2. Items (a)-(c). Exercise of ministerial discretion in immigration matters may be judicially reviewed. However, decision-makers exercising executive power in immigration matters enjoy wide discretion. ( Olakunori v. Minister for Justice, Equality and Law Reform [2016] IEHC 473). The observations in AMA v. Minister for Justice and Equality [2016] IEHC 466, para.28 (" Reasons must be provided but…it would take exceptional circumstances…before the Minister could be said to have failed to apply the minimal level of natural justice applicable in the context of a privilege such as naturalisation ") seem to the court to apply a fortiori to a visa application where the applicant has no connection to Ireland (save here for an Irish bank account, which is scarcely a connection at all). Even so, as is accepted by the respondents, the applicant is entitled to reasons for a refusal. Such reasons must make sense vis-à-vis the evidence before the decision-maker. Here reason [1] reads " Need to undertake…course in this State not demonstrated or warranted". Administrative decisions do not fall to be parsed like statute-law.

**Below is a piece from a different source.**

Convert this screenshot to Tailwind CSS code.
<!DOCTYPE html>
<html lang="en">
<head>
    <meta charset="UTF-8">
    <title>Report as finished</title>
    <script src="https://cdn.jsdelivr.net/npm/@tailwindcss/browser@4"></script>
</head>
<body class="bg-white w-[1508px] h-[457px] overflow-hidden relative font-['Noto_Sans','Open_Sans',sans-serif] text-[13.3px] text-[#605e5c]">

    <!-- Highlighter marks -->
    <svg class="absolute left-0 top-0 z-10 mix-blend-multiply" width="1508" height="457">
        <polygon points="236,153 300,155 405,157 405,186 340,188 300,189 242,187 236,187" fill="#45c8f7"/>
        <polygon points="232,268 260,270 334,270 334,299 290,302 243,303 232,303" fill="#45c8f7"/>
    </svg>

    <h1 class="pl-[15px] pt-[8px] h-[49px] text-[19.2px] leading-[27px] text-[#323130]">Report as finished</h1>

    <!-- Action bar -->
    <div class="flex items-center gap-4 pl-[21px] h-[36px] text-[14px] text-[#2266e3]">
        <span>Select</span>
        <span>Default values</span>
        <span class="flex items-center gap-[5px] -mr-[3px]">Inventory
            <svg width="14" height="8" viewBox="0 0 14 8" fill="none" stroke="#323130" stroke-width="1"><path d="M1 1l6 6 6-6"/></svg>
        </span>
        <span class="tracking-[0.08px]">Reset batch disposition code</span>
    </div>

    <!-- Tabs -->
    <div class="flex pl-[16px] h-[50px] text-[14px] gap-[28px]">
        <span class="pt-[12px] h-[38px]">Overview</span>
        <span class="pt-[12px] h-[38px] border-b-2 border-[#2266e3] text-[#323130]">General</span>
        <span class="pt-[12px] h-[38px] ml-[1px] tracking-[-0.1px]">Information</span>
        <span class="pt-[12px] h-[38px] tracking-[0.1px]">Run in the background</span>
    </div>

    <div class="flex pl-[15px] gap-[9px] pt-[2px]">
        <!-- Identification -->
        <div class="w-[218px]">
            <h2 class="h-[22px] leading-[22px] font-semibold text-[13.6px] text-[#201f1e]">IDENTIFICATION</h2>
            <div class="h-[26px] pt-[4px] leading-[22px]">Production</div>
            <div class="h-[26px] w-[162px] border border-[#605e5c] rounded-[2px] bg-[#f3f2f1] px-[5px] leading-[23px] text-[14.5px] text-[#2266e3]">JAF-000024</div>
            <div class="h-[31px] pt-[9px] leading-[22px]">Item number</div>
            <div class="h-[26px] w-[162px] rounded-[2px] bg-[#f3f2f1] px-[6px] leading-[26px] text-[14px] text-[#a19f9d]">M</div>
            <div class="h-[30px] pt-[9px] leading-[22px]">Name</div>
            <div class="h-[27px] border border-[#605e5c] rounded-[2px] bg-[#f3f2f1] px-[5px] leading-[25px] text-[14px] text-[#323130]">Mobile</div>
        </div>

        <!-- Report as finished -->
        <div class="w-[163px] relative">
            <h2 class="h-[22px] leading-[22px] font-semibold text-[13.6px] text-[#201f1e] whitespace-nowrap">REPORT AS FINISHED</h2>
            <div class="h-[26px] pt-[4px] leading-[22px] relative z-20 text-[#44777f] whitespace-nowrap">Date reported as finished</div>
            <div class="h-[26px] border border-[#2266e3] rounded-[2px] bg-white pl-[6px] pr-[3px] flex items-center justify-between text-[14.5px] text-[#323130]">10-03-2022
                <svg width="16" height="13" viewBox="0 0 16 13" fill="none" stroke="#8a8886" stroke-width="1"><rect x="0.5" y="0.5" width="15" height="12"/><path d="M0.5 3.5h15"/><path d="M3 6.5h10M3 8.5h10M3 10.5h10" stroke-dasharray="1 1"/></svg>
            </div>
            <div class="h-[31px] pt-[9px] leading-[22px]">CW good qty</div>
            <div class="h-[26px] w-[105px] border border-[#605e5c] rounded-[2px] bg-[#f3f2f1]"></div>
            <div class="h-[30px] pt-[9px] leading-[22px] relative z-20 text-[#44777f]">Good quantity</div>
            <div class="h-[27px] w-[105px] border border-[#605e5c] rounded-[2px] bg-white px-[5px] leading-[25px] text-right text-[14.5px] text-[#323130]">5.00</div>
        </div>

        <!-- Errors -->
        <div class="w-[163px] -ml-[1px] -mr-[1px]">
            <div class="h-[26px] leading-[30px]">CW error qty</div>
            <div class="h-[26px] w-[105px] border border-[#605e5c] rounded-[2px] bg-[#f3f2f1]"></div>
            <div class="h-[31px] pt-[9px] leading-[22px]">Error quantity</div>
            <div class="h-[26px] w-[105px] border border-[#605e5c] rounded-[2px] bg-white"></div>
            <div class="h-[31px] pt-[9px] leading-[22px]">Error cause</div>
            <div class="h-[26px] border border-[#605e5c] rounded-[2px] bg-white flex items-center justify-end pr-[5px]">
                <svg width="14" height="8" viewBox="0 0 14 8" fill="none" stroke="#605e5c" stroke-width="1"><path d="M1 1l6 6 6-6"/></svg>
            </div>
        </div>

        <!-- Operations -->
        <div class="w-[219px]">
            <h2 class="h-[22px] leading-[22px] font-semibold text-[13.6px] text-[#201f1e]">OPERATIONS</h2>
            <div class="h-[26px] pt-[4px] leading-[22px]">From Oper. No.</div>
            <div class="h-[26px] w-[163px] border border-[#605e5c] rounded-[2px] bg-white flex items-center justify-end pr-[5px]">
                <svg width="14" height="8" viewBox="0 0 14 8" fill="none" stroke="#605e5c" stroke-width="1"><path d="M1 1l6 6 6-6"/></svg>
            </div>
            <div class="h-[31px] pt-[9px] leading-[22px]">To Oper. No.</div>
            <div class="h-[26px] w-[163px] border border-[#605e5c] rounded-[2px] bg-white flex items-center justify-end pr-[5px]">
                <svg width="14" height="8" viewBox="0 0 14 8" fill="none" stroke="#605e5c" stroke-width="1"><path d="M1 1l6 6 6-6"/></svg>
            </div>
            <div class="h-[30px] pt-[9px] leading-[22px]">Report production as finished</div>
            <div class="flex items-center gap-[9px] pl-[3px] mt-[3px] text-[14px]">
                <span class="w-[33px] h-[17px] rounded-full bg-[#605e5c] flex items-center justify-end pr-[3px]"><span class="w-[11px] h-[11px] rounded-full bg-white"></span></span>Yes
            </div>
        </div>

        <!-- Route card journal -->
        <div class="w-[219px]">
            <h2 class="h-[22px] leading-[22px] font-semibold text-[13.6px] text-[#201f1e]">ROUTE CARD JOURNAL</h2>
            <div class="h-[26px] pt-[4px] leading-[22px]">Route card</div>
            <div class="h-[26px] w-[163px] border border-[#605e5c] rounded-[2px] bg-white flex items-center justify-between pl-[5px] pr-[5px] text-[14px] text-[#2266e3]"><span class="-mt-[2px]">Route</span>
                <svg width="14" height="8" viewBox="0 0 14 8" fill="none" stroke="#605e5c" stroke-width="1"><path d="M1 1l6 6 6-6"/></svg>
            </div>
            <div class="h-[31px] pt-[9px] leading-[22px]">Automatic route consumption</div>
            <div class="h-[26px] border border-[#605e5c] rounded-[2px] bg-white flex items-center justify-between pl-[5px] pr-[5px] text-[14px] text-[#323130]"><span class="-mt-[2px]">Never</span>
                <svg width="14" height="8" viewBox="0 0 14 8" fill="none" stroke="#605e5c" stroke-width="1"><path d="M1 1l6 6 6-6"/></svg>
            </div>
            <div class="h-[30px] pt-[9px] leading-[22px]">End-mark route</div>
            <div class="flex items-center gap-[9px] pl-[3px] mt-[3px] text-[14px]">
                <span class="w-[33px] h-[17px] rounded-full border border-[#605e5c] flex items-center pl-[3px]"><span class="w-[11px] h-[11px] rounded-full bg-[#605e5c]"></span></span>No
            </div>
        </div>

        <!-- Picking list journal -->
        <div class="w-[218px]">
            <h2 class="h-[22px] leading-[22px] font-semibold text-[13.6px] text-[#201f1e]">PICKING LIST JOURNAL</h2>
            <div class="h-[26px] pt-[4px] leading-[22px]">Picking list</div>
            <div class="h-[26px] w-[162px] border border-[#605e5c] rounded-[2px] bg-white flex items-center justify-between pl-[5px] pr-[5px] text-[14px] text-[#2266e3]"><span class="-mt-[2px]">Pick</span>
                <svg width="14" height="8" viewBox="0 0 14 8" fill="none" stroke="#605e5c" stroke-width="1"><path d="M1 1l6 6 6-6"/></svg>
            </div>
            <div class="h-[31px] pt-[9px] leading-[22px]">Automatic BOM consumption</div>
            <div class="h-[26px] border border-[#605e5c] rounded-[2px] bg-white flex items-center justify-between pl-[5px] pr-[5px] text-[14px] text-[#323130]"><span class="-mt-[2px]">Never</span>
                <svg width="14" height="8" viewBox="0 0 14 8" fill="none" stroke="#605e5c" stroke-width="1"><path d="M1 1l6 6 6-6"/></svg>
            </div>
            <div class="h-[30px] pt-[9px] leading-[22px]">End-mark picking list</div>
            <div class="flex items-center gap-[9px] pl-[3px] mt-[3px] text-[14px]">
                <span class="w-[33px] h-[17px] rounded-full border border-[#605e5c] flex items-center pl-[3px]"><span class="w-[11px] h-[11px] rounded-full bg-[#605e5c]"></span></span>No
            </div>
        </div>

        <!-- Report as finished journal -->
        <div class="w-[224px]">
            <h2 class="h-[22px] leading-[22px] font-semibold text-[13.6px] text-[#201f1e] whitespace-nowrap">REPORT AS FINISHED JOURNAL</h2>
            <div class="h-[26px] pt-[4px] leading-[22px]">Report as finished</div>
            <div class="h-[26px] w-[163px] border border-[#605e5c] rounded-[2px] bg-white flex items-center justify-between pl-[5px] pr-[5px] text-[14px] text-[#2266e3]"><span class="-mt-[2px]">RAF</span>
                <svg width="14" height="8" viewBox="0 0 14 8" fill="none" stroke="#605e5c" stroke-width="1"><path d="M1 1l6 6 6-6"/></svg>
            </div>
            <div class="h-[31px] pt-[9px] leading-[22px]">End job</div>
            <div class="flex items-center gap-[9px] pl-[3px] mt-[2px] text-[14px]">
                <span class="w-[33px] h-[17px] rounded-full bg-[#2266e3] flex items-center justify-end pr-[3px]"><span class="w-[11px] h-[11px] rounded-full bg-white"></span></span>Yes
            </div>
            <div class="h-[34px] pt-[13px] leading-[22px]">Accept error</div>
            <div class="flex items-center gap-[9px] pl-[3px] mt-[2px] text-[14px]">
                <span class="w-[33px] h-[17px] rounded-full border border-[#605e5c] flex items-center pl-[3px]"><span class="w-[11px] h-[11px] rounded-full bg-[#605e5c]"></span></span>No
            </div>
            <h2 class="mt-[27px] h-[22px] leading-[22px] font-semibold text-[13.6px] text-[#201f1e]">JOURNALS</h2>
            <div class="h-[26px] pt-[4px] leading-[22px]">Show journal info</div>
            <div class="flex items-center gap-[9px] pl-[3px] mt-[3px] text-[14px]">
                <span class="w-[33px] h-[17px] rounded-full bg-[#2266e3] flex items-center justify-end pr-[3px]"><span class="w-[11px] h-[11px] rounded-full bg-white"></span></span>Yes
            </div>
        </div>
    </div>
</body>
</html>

By reason [1] the court understands the decision-maker to mean that, viewed in the round, the decision-maker considers that the applicant's need to undertake the desired course has not been demonstrated/warranted to the decision-maker's satisfaction. That may seem to Ms Mukovska to be a harsh or unexpected conclusion. However, it is a conclusion that the decision-maker was entitled to reach on the evidence at hand. Entry to the State is a privilege governed by ministerial discretion; the onus rests on applicants at all times to satisfy the relevant minister of the day that s/he should grant the visa sought. Here the decision-maker is not so satisfied on the evidence before her or him. Even if either or both of reasons [2]/[3] are flawed, absent some deficiency in the decision-making process (and the court sees none) the Minister's decision can stand on reason [1] alone. So it is not necessary to consider reasons [2]/[3]. The court also notes, by way of separate point, that (i) there is no legal requirement that all documentation submitted in support of a visa application be expressly referenced in a decision to grant/refuse, (ii) the decision-maker states in her decision that s/he has " taken all documentation and information provided into consideration ", there is nothing to suggest that this is untrue, and the court accepts it is true.

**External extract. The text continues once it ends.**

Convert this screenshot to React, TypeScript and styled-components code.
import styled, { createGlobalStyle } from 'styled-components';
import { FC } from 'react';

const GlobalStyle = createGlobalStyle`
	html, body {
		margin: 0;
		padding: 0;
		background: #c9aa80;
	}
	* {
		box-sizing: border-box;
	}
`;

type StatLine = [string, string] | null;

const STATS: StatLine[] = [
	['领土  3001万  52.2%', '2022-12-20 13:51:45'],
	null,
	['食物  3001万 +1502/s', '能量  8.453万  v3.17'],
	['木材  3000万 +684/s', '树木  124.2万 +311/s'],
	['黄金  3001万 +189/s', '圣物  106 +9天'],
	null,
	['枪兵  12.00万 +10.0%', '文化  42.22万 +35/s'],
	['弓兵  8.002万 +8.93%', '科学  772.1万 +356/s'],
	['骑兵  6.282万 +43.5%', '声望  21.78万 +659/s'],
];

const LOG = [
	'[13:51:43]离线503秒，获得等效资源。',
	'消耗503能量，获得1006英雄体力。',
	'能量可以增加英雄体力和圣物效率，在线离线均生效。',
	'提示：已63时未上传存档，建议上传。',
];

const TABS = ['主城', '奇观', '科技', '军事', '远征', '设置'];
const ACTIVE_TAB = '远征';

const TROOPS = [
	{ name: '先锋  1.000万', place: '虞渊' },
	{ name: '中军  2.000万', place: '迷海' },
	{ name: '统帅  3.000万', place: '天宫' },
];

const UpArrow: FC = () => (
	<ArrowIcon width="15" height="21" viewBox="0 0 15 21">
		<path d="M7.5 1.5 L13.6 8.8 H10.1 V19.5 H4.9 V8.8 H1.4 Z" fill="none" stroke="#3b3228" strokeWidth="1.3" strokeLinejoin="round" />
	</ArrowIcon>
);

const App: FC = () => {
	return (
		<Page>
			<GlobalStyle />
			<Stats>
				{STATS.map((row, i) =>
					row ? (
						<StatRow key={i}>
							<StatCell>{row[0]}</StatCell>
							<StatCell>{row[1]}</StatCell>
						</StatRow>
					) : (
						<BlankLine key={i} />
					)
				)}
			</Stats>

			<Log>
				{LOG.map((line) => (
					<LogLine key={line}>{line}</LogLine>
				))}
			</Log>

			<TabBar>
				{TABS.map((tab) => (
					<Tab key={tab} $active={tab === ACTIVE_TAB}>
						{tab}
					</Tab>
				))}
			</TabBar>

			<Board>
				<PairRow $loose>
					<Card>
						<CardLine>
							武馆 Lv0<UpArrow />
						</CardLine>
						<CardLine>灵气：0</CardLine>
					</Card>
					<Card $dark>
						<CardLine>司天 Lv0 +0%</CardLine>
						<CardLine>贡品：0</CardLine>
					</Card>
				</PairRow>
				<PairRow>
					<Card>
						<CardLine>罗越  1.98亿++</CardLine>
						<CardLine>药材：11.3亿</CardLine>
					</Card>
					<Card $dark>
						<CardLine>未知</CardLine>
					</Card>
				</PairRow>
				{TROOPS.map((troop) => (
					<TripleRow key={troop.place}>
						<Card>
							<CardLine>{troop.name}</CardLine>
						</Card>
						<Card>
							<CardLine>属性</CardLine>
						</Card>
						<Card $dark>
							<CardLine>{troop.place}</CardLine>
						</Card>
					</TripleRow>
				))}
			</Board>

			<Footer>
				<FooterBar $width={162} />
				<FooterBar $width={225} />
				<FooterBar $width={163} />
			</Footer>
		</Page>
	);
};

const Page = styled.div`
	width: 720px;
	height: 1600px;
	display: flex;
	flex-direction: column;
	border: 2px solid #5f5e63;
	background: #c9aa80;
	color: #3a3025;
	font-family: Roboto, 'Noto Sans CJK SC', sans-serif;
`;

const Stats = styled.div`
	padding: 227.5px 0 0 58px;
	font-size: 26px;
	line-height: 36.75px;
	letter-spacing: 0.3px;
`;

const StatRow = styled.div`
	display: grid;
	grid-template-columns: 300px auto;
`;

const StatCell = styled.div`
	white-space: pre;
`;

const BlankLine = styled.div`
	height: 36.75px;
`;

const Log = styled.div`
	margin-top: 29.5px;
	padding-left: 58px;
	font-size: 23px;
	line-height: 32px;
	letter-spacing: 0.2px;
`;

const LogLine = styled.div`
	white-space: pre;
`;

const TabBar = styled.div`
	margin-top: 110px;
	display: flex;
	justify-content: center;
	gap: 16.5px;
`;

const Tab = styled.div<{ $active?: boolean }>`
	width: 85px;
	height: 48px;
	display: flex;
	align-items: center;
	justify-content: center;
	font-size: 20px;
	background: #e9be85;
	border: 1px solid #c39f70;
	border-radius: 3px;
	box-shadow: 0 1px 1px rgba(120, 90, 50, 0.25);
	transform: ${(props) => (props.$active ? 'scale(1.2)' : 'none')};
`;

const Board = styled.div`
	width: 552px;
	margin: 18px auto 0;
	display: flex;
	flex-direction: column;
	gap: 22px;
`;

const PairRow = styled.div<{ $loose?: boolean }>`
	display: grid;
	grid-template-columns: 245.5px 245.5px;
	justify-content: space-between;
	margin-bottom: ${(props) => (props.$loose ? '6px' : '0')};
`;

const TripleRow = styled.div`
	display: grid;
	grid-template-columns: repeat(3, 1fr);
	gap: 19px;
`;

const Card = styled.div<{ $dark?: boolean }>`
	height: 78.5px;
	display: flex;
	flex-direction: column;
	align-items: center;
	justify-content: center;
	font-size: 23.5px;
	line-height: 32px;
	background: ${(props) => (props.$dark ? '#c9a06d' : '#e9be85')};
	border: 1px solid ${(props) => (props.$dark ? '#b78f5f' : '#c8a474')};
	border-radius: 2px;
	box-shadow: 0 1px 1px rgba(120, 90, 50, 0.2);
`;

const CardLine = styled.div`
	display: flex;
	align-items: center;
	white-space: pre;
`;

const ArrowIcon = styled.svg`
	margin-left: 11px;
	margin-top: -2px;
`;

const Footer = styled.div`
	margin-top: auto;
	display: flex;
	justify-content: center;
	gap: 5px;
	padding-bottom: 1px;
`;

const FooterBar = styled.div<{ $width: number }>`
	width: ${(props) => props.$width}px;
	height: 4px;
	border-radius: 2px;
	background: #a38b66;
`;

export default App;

3. Item (d). The Moscow visa office is staffed by INIS officials working for the first respondent (who did therefore consider the applicant's application/appeal). So there is no substance to item (d), not that the court sees any basis for the claimed legitimate expectation. (It follows, incidentally, that the second respondent should not be party to these proceedings).

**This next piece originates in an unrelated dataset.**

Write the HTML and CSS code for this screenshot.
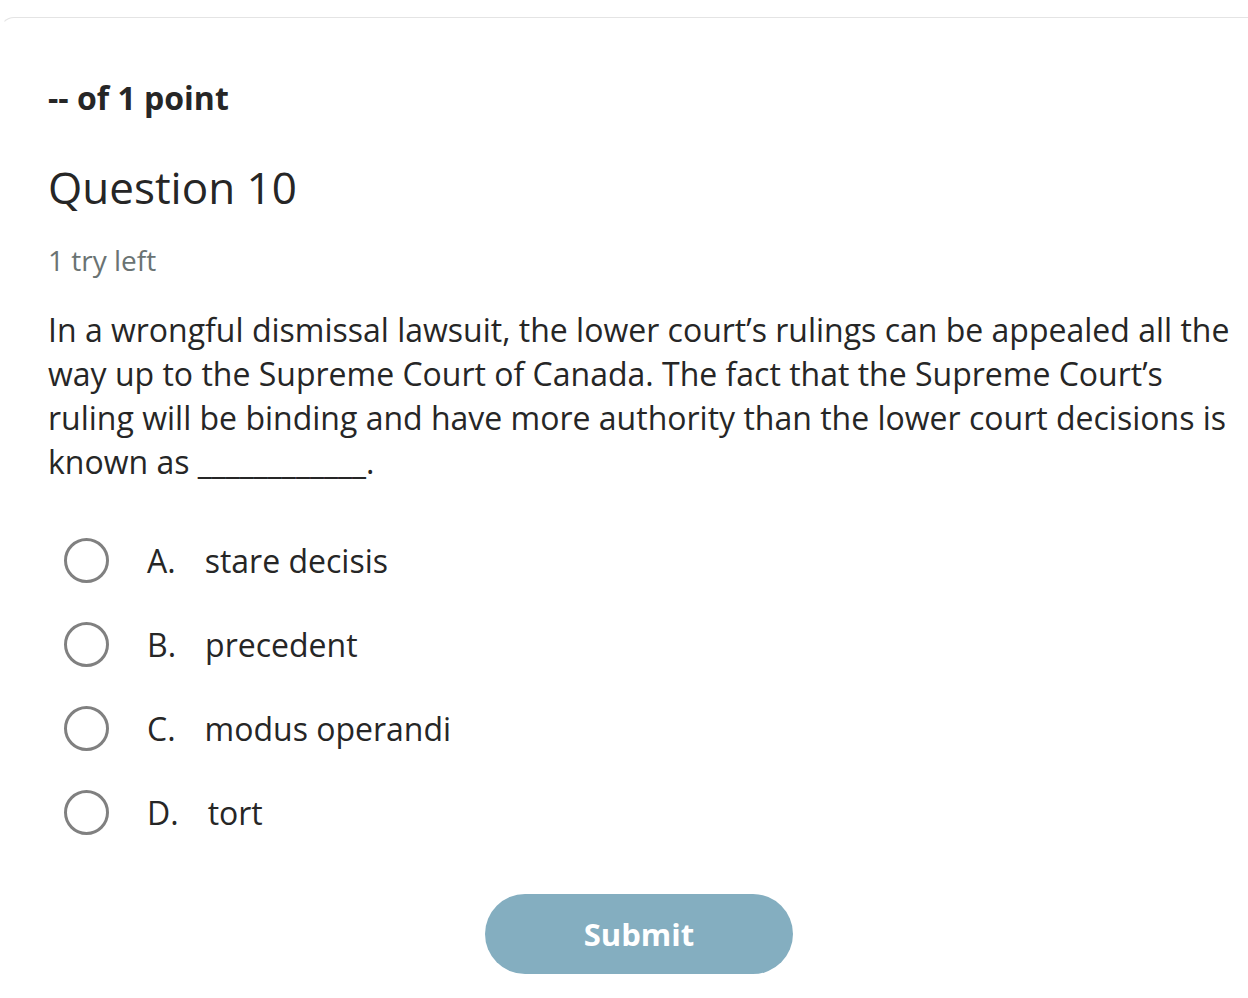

4. Item (e). There is no evidence of objective bias. The evidence shows that a different member of INIS staff considers an application/appeal and did so here, every appeal being considered on its merits. As for the contention that Irish officials and/or the decision-making process were somehow tainted by anti-Ukrainian sentiment, this is both offensive and unfounded. The court accepts the evidence that relations between Russia and Ukraine are of no concern to INIS officials in Moscow.

5. Three points remain. (1) As the applicant's substantive case so clearly fails, it is not necessary to consider the point raised by the respondents as to her locus standi . (2) The respondents contend that the applicant should have issued a pre-action letter. It is conceivable that such a letter might have been helpful in identifying what additional information/documentation Ms Mukovska might usefully provide if she wishes to make a further visa application. However, (a) despite the learned judgments in Li and Wang v. Minister for Justice and Equality (No.1) [2015] IEHC 638, Leng v. Minister for Justice and Equality [2015] IEHC 681, Olakunori, and Krupecki v. Minister for Justice and Equality (No.2) [2018] IEHC 538, it remains the case that there is no legal obligation to issue such a letter (absent contrary legislative provision, and here there is no such provision applicable), and (b) the court does not see how, absent some other factor presenting, it could affect its application of discretion in judicial review proceedings that an applicant did not do what she was not obliged to do. (3) The respondents complain of deficiencies in the applicant's affidavit evidence. The court is satisfied to receive same under O.40, r.15 of the Rules of the Superior Courts 1986, as amended. To proceed otherwise would impose injustice on the applicant.

6. For the reasons stated above, the reliefs sought by the applicant are respectfully refused.